*Problem details*. Identify the lines that contain the string "React" and copy all of them.
□ □ □ □
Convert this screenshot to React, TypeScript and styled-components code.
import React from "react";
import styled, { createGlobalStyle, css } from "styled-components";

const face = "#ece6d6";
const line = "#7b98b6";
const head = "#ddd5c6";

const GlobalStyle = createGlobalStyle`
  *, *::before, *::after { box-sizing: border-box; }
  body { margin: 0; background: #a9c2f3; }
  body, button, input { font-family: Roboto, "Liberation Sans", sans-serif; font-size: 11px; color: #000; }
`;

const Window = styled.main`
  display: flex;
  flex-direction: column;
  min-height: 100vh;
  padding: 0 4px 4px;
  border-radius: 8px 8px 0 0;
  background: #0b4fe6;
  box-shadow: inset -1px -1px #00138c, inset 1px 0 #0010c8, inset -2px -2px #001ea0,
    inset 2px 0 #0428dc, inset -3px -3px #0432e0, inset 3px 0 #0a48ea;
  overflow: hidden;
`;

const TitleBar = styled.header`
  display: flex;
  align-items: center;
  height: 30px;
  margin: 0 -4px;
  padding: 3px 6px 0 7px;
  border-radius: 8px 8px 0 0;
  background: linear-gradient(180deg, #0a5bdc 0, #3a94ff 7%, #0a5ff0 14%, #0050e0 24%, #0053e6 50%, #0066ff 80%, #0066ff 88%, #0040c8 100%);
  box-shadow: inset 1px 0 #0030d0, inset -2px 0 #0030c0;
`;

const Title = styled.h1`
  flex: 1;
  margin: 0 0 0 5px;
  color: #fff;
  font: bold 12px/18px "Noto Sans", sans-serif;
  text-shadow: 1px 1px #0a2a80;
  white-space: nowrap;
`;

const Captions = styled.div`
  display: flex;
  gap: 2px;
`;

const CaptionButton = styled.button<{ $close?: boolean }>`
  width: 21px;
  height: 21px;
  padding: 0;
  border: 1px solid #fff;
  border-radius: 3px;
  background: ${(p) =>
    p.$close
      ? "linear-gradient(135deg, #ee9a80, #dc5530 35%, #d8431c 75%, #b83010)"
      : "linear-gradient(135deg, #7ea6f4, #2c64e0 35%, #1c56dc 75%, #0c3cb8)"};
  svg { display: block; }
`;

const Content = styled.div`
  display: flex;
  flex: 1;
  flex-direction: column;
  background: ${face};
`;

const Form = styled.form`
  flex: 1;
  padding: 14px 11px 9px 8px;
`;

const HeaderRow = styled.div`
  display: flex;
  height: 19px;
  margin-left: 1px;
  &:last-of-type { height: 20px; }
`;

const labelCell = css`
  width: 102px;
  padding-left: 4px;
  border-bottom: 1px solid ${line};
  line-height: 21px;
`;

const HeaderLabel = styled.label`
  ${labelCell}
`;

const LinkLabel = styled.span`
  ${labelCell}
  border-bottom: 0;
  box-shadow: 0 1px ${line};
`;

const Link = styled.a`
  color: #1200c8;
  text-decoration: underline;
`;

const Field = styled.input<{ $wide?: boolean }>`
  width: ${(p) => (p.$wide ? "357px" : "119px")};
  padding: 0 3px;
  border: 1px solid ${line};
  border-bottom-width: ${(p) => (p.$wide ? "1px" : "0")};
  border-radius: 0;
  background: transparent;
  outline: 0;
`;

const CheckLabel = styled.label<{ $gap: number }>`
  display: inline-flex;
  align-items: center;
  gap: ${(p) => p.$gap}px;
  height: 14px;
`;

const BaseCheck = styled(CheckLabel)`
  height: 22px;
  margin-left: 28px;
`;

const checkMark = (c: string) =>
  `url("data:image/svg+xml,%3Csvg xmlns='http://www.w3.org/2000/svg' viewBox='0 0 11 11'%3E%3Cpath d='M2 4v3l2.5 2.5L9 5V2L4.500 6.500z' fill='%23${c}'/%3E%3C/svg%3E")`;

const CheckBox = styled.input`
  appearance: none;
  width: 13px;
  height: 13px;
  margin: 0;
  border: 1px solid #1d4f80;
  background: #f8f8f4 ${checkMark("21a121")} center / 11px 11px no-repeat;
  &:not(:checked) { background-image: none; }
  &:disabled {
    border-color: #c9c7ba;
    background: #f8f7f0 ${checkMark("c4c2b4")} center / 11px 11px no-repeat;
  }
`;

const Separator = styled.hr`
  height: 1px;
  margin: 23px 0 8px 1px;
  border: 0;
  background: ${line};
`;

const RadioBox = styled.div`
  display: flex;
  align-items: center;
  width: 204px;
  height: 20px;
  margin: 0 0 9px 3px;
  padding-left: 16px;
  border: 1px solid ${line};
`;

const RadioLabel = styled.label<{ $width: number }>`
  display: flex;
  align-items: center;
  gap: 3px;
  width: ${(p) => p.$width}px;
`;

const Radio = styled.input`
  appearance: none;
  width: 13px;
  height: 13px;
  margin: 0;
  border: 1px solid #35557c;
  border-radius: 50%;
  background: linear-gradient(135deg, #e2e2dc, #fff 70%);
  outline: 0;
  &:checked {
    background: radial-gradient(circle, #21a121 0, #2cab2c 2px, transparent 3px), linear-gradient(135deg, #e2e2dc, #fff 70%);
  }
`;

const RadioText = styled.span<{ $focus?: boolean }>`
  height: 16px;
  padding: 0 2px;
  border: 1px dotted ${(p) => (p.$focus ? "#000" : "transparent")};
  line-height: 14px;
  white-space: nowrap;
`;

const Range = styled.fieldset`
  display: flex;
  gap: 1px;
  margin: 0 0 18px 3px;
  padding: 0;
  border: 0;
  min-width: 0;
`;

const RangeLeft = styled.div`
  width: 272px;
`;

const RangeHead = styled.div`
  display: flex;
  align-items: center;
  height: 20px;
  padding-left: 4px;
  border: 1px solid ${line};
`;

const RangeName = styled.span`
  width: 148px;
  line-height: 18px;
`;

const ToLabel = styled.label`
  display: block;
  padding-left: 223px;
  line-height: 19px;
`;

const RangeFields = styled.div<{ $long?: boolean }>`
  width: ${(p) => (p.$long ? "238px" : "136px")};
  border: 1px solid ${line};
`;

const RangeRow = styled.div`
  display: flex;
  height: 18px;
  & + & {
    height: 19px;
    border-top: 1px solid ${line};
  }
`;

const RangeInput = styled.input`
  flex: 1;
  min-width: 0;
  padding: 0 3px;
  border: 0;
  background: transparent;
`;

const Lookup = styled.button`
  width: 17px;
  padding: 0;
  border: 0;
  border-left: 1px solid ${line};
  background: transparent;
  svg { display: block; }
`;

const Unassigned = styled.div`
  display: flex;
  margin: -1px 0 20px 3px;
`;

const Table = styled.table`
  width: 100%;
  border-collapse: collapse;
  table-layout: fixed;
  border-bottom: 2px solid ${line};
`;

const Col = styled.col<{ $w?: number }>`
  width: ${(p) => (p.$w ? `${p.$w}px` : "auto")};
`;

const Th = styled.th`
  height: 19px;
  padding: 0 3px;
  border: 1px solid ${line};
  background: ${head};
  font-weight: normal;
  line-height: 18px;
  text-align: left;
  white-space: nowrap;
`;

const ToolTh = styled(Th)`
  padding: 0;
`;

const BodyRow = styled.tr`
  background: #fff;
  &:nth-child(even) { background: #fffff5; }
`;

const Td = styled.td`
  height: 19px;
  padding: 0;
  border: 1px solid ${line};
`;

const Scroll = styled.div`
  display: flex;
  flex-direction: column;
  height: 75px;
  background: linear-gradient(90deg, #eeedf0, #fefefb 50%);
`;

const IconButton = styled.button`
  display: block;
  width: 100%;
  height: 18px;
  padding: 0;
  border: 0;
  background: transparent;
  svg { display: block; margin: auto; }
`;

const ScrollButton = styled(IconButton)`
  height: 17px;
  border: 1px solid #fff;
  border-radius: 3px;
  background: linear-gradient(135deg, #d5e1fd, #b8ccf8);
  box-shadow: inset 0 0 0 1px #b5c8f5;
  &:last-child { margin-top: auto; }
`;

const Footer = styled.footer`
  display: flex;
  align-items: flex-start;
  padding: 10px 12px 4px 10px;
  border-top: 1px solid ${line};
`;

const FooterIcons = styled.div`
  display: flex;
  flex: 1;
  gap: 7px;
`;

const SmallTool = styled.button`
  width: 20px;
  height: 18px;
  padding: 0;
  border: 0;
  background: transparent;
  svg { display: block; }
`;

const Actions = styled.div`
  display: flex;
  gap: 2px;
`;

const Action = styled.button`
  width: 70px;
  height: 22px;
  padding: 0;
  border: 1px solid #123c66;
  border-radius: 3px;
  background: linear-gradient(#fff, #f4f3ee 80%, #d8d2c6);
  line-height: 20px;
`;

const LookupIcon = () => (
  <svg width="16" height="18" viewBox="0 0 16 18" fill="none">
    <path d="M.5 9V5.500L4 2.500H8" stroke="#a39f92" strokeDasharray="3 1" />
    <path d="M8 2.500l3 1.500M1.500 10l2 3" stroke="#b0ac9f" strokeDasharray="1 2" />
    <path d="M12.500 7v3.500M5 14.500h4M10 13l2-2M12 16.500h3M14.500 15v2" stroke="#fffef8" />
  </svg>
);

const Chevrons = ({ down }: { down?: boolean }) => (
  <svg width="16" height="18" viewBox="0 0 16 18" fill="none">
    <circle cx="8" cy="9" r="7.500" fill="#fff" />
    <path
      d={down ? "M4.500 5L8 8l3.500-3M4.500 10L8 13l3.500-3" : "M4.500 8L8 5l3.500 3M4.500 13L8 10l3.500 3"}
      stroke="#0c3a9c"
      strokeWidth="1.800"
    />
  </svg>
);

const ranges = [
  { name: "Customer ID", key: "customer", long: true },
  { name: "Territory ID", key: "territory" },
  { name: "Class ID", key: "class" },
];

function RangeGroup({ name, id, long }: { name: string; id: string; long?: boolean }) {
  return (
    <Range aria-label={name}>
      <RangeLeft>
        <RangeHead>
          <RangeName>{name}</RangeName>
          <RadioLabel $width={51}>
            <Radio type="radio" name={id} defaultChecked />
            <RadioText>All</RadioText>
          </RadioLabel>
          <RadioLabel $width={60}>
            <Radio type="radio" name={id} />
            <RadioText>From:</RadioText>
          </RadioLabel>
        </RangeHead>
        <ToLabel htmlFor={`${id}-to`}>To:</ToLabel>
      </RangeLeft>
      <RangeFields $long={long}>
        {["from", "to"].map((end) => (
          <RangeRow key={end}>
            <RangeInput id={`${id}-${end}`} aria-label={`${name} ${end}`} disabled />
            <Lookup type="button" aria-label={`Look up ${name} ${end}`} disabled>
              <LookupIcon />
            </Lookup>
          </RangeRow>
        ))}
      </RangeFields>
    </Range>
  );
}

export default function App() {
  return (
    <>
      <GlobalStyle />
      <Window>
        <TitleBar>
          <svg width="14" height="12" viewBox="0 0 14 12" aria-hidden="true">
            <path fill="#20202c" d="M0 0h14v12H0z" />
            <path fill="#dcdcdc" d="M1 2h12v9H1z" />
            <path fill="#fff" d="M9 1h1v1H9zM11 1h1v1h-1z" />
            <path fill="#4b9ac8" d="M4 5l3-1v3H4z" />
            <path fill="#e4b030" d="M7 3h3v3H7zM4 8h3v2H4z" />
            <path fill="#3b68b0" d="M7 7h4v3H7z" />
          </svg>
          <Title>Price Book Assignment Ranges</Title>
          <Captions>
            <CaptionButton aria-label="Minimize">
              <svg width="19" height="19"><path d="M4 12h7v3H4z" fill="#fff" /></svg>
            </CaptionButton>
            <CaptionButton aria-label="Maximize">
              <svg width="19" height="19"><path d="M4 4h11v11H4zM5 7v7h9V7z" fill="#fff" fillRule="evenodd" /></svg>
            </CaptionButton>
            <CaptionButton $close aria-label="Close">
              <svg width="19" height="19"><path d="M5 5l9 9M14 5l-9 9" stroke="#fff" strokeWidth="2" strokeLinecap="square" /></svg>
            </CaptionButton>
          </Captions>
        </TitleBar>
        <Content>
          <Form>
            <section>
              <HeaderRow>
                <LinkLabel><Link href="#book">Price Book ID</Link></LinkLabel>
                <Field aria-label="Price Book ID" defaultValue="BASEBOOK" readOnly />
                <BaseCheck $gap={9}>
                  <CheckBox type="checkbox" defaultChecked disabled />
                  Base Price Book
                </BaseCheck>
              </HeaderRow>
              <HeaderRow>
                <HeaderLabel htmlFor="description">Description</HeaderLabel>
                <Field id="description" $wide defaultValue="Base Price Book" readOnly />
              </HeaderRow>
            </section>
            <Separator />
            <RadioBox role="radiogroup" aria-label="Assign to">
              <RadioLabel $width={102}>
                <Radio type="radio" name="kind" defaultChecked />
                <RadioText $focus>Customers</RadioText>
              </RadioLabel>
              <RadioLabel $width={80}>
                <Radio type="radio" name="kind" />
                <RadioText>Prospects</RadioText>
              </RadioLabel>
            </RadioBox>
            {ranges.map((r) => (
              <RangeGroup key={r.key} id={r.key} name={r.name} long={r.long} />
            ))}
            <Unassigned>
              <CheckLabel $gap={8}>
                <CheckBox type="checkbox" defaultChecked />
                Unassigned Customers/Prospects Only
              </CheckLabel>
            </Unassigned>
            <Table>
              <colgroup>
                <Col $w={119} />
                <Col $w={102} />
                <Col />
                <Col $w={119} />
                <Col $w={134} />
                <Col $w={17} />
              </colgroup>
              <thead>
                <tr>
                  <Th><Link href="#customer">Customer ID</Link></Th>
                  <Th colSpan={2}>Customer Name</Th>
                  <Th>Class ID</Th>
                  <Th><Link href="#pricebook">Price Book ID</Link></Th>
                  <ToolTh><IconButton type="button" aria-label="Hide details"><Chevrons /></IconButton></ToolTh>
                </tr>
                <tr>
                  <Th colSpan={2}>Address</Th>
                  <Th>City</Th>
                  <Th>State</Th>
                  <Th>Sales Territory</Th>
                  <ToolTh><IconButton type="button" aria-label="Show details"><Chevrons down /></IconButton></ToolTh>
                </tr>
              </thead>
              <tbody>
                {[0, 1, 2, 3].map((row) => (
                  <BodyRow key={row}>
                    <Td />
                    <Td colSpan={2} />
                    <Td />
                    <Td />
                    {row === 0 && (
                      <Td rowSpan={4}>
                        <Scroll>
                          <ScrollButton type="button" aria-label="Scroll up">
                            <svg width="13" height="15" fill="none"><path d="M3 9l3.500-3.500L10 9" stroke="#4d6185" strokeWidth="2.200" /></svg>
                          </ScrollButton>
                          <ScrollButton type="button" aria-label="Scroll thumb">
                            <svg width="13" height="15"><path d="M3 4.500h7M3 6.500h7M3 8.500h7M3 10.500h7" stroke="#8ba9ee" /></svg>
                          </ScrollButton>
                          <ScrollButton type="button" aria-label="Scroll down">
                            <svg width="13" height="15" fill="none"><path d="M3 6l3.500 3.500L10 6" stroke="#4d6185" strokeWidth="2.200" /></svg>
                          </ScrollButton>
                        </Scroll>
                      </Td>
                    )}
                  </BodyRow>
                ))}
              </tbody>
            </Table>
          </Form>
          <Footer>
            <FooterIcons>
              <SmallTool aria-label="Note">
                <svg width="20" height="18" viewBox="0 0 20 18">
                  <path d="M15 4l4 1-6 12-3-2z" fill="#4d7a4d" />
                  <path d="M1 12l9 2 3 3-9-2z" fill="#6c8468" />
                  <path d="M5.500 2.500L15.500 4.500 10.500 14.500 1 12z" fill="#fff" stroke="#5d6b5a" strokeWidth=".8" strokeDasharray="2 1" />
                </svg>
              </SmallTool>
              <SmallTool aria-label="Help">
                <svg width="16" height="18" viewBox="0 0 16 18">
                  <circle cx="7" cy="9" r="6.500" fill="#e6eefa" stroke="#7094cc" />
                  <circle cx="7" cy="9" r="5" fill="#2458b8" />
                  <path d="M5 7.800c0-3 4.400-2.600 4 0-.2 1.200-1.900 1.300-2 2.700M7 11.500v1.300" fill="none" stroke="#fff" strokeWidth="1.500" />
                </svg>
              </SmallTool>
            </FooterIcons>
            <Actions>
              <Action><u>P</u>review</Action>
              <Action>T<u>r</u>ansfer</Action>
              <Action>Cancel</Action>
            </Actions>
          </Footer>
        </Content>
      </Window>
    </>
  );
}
□ □ □ □
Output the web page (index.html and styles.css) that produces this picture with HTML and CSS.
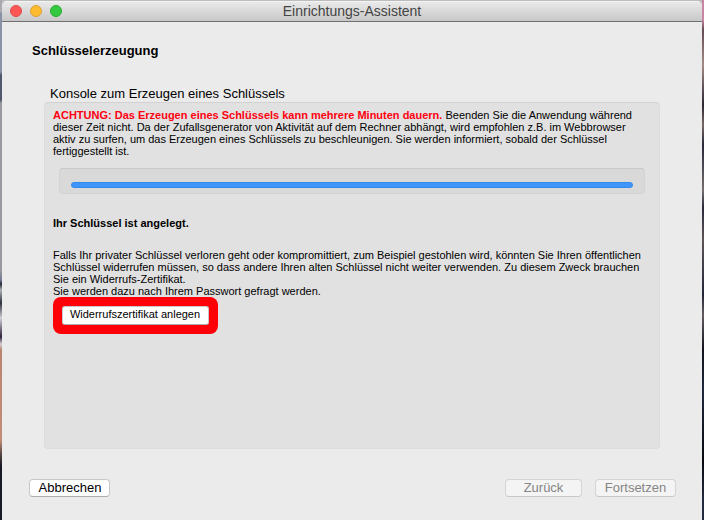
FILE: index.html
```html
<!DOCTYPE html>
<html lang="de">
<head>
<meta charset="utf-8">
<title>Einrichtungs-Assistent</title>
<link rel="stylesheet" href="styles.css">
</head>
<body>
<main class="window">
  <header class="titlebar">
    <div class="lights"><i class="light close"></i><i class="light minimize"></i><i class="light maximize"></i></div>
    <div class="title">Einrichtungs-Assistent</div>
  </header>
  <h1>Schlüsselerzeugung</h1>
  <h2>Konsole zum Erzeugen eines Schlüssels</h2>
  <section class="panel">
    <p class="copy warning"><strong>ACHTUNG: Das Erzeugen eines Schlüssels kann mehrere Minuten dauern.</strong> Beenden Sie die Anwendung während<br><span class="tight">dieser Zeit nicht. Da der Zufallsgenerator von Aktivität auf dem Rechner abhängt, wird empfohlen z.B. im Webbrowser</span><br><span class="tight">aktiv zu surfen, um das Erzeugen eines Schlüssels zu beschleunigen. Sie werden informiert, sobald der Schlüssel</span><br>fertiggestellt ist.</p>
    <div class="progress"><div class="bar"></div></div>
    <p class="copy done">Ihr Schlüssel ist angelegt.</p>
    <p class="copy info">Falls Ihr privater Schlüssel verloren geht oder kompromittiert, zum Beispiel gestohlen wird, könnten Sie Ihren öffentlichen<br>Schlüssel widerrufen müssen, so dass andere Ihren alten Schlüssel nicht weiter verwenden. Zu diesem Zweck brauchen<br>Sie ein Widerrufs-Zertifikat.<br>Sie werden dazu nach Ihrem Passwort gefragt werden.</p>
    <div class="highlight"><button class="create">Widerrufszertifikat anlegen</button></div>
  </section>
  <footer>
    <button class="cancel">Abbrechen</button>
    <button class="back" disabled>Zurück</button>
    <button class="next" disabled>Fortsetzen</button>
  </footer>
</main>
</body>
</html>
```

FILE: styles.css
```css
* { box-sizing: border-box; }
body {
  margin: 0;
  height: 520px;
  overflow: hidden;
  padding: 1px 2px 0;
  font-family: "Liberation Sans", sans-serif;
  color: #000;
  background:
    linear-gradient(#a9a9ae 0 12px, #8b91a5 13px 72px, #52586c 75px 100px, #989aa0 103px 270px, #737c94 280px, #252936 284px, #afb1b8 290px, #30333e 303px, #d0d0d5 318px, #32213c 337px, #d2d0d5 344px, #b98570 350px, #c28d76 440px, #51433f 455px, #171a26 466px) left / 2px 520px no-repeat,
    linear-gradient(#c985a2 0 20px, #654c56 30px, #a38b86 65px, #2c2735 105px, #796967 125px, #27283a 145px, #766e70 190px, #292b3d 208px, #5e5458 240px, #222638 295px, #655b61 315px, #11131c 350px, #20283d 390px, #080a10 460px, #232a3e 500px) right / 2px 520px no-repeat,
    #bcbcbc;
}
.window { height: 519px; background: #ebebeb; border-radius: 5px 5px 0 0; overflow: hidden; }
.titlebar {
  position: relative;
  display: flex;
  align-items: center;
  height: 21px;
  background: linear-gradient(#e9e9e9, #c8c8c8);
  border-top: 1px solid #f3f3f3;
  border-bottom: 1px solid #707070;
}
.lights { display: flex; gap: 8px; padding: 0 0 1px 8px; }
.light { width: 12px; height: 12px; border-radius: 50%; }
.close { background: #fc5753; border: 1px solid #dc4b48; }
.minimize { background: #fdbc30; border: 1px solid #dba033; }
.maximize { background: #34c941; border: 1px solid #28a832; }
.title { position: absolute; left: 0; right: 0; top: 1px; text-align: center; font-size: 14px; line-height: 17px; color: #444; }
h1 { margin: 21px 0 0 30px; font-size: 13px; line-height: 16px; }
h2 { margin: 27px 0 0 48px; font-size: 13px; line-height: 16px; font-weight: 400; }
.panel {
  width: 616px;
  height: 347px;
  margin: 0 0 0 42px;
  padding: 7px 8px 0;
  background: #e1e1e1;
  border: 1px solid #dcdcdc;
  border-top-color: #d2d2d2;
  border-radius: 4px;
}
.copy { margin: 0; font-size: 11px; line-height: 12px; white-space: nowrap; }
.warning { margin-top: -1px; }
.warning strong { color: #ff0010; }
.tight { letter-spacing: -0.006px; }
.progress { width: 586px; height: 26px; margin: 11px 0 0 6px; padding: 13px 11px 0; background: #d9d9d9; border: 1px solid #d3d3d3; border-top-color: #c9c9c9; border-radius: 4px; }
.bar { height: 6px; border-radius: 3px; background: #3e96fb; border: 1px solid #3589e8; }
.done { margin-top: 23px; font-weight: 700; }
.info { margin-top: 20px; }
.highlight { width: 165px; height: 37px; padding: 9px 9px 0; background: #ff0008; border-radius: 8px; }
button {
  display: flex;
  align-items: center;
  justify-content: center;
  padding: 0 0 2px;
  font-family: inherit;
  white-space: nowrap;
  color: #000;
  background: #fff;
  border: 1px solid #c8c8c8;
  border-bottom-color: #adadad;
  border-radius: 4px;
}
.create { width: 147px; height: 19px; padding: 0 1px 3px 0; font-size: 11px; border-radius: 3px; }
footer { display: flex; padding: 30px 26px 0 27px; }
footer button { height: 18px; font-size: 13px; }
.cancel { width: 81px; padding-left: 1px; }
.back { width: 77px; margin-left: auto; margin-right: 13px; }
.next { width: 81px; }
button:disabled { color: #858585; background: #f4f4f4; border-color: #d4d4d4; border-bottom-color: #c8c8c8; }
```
□ □ □ □
*Reply to the exercise*.
Convert this screenshot to React, TypeScript and styled-components code.
import React from "react";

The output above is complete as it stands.